==== RECORDED DATA

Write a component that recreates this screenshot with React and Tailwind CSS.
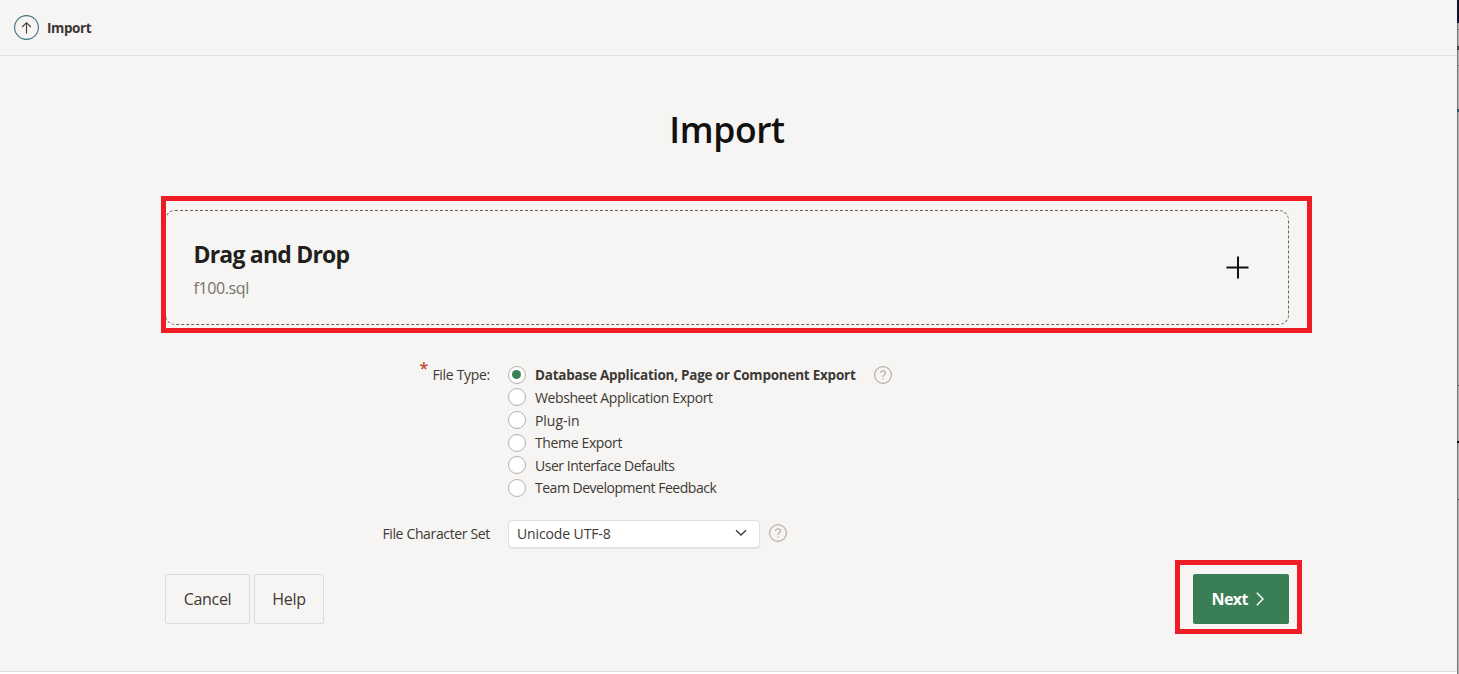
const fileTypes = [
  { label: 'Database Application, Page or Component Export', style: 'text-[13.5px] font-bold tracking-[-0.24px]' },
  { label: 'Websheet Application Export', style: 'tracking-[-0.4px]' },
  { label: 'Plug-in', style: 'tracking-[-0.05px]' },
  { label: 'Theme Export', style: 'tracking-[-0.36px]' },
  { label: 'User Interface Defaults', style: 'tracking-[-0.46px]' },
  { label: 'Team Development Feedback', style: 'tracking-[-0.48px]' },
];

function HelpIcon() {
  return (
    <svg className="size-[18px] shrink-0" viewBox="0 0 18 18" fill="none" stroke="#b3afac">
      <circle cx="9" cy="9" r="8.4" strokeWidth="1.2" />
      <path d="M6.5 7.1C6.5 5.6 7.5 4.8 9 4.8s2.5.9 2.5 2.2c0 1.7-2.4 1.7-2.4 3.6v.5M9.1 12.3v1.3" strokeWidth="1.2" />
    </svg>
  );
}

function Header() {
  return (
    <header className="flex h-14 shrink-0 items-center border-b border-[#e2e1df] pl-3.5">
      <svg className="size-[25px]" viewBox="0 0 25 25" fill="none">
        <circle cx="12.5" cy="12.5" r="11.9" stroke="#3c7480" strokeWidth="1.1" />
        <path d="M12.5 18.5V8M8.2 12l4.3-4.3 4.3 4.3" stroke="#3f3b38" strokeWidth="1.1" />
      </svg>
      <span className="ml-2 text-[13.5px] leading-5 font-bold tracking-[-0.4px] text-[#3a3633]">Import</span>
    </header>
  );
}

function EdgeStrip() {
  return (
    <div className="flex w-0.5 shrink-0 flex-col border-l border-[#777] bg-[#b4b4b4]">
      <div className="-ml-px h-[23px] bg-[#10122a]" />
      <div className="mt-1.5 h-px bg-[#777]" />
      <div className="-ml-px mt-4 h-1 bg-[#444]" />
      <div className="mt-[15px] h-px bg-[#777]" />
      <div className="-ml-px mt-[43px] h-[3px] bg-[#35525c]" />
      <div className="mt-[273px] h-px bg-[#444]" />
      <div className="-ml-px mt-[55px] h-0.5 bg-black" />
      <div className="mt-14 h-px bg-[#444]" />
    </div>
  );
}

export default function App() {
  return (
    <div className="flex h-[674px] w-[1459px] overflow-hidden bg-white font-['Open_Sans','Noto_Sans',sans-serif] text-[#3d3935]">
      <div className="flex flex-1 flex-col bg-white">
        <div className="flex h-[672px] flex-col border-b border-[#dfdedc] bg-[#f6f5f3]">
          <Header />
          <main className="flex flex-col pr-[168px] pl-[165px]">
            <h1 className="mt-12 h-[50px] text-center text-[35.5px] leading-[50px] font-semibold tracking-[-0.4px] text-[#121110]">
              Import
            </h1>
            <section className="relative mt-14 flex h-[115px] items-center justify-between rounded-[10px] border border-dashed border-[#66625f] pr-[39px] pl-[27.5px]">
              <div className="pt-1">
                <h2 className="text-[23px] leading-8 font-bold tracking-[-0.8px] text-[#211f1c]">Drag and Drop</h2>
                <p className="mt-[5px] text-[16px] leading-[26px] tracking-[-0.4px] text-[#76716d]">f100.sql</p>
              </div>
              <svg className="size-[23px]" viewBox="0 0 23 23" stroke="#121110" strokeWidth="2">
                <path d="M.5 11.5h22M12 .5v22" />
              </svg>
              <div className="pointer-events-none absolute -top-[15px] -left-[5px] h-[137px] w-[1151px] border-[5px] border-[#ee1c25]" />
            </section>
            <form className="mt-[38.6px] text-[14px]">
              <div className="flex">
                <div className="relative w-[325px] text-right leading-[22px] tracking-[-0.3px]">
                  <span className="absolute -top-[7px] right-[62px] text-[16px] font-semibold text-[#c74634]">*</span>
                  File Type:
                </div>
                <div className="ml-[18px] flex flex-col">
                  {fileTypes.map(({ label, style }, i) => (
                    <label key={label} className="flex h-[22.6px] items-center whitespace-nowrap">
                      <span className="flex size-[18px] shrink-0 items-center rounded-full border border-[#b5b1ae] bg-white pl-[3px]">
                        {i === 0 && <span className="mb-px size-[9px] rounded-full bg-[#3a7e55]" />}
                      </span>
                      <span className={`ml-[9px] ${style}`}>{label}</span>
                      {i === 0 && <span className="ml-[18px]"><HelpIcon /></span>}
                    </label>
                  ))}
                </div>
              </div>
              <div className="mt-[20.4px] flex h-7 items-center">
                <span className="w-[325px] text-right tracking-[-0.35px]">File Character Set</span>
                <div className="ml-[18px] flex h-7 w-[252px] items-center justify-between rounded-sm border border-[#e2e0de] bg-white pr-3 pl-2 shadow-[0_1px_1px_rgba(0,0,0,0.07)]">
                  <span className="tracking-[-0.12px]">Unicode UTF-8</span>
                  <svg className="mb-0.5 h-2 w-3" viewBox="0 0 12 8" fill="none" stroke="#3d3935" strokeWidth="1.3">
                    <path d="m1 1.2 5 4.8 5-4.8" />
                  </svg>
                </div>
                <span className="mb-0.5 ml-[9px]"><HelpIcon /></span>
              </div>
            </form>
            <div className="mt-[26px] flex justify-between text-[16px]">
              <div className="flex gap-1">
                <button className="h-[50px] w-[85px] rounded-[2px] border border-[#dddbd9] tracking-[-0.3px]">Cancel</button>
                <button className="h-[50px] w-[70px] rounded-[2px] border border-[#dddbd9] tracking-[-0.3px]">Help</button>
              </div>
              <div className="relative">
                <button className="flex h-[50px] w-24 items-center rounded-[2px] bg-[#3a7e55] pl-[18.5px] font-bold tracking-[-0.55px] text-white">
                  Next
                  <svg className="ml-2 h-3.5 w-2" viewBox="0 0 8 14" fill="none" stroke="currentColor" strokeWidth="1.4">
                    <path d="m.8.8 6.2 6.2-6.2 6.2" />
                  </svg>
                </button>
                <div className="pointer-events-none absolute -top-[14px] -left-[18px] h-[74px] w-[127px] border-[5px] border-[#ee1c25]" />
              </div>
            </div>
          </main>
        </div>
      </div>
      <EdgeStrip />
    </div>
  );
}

========

WHAT IS NEEDED: From the material above, copy everything exactly but the pictures.

OUTPUT BELOW:
Write a component that recreates this screenshot with React and Tailwind CSS.
const fileTypes = [
  { label: 'Database Application, Page or Component Export', style: 'text-[13.5px] font-bold tracking-[-0.24px]' },
  { label: 'Websheet Application Export', style: 'tracking-[-0.4px]' },
  { label: 'Plug-in', style: 'tracking-[-0.05px]' },
  { label: 'Theme Export', style: 'tracking-[-0.36px]' },
  { label: 'User Interface Defaults', style: 'tracking-[-0.46px]' },
  { label: 'Team Development Feedback', style: 'tracking-[-0.48px]' },
];

function HelpIcon() {
  return (
    <svg className="size-[18px] shrink-0" viewBox="0 0 18 18" fill="none" stroke="#b3afac">
      <circle cx="9" cy="9" r="8.4" strokeWidth="1.2" />
      <path d="M6.5 7.1C6.5 5.6 7.5 4.8 9 4.8s2.5.9 2.5 2.2c0 1.7-2.4 1.7-2.4 3.6v.5M9.1 12.3v1.3" strokeWidth="1.2" />
    </svg>
  );
}

function Header() {
  return (
    <header className="flex h-14 shrink-0 items-center border-b border-[#e2e1df] pl-3.5">
      <svg className="size-[25px]" viewBox="0 0 25 25" fill="none">
        <circle cx="12.5" cy="12.5" r="11.9" stroke="#3c7480" strokeWidth="1.1" />
        <path d="M12.5 18.5V8M8.2 12l4.3-4.3 4.3 4.3" stroke="#3f3b38" strokeWidth="1.1" />
      </svg>
      <span className="ml-2 text-[13.5px] leading-5 font-bold tracking-[-0.4px] text-[#3a3633]">Import</span>
    </header>
  );
}

function EdgeStrip() {
  return (
    <div className="flex w-0.5 shrink-0 flex-col border-l border-[#777] bg-[#b4b4b4]">
      <div className="-ml-px h-[23px] bg-[#10122a]" />
      <div className="mt-1.5 h-px bg-[#777]" />
      <div className="-ml-px mt-4 h-1 bg-[#444]" />
      <div className="mt-[15px] h-px bg-[#777]" />
      <div className="-ml-px mt-[43px] h-[3px] bg-[#35525c]" />
      <div className="mt-[273px] h-px bg-[#444]" />
      <div className="-ml-px mt-[55px] h-0.5 bg-black" />
      <div className="mt-14 h-px bg-[#444]" />
    </div>
  );
}

export default function App() {
  return (
    <div className="flex h-[674px] w-[1459px] overflow-hidden bg-white font-['Open_Sans','Noto_Sans',sans-serif] text-[#3d3935]">
      <div className="flex flex-1 flex-col bg-white">
        <div className="flex h-[672px] flex-col border-b border-[#dfdedc] bg-[#f6f5f3]">
          <Header />
          <main className="flex flex-col pr-[168px] pl-[165px]">
            <h1 className="mt-12 h-[50px] text-center text-[35.5px] leading-[50px] font-semibold tracking-[-0.4px] text-[#121110]">
              Import
            </h1>
            <section className="relative mt-14 flex h-[115px] items-center justify-between rounded-[10px] border border-dashed border-[#66625f] pr-[39px] pl-[27.5px]">
              <div className="pt-1">
                <h2 className="text-[23px] leading-8 font-bold tracking-[-0.8px] text-[#211f1c]">Drag and Drop</h2>
                <p className="mt-[5px] text-[16px] leading-[26px] tracking-[-0.4px] text-[#76716d]">f100.sql</p>
              </div>
              <svg className="size-[23px]" viewBox="0 0 23 23" stroke="#121110" strokeWidth="2">
                <path d="M.5 11.5h22M12 .5v22" />
              </svg>
              <div className="pointer-events-none absolute -top-[15px] -left-[5px] h-[137px] w-[1151px] border-[5px] border-[#ee1c25]" />
            </section>
            <form className="mt-[38.6px] text-[14px]">
              <div className="flex">
                <div className="relative w-[325px] text-right leading-[22px] tracking-[-0.3px]">
                  <span className="absolute -top-[7px] right-[62px] text-[16px] font-semibold text-[#c74634]">*</span>
                  File Type:
                </div>
                <div className="ml-[18px] flex flex-col">
                  {fileTypes.map(({ label, style }, i) => (
                    <label key={label} className="flex h-[22.6px] items-center whitespace-nowrap">
                      <span className="flex size-[18px] shrink-0 items-center rounded-full border border-[#b5b1ae] bg-white pl-[3px]">
                        {i === 0 && <span className="mb-px size-[9px] rounded-full bg-[#3a7e55]" />}
                      </span>
                      <span className={`ml-[9px] ${style}`}>{label}</span>
                      {i === 0 && <span className="ml-[18px]"><HelpIcon /></span>}
                    </label>
                  ))}
                </div>
              </div>
              <div className="mt-[20.4px] flex h-7 items-center">
                <span className="w-[325px] text-right tracking-[-0.35px]">File Character Set</span>
                <div className="ml-[18px] flex h-7 w-[252px] items-center justify-between rounded-sm border border-[#e2e0de] bg-white pr-3 pl-2 shadow-[0_1px_1px_rgba(0,0,0,0.07)]">
                  <span className="tracking-[-0.12px]">Unicode UTF-8</span>
                  <svg className="mb-0.5 h-2 w-3" viewBox="0 0 12 8" fill="none" stroke="#3d3935" strokeWidth="1.3">
                    <path d="m1 1.2 5 4.8 5-4.8" />
                  </svg>
                </div>
                <span className="mb-0.5 ml-[9px]"><HelpIcon /></span>
              </div>
            </form>
            <div className="mt-[26px] flex justify-between text-[16px]">
              <div className="flex gap-1">
                <button className="h-[50px] w-[85px] rounded-[2px] border border-[#dddbd9] tracking-[-0.3px]">Cancel</button>
                <button className="h-[50px] w-[70px] rounded-[2px] border border-[#dddbd9] tracking-[-0.3px]">Help</button>
              </div>
              <div className="relative">
                <button className="flex h-[50px] w-24 items-center rounded-[2px] bg-[#3a7e55] pl-[18.5px] font-bold tracking-[-0.55px] text-white">
                  Next
                  <svg className="ml-2 h-3.5 w-2" viewBox="0 0 8 14" fill="none" stroke="currentColor" strokeWidth="1.4">
                    <path d="m.8.8 6.2 6.2-6.2 6.2" />
                  </svg>
                </button>
                <div className="pointer-events-none absolute -top-[14px] -left-[18px] h-[74px] w-[127px] border-[5px] border-[#ee1c25]" />
              </div>
            </div>
          </main>
        </div>
      </div>
      <EdgeStrip />
    </div>
  );
}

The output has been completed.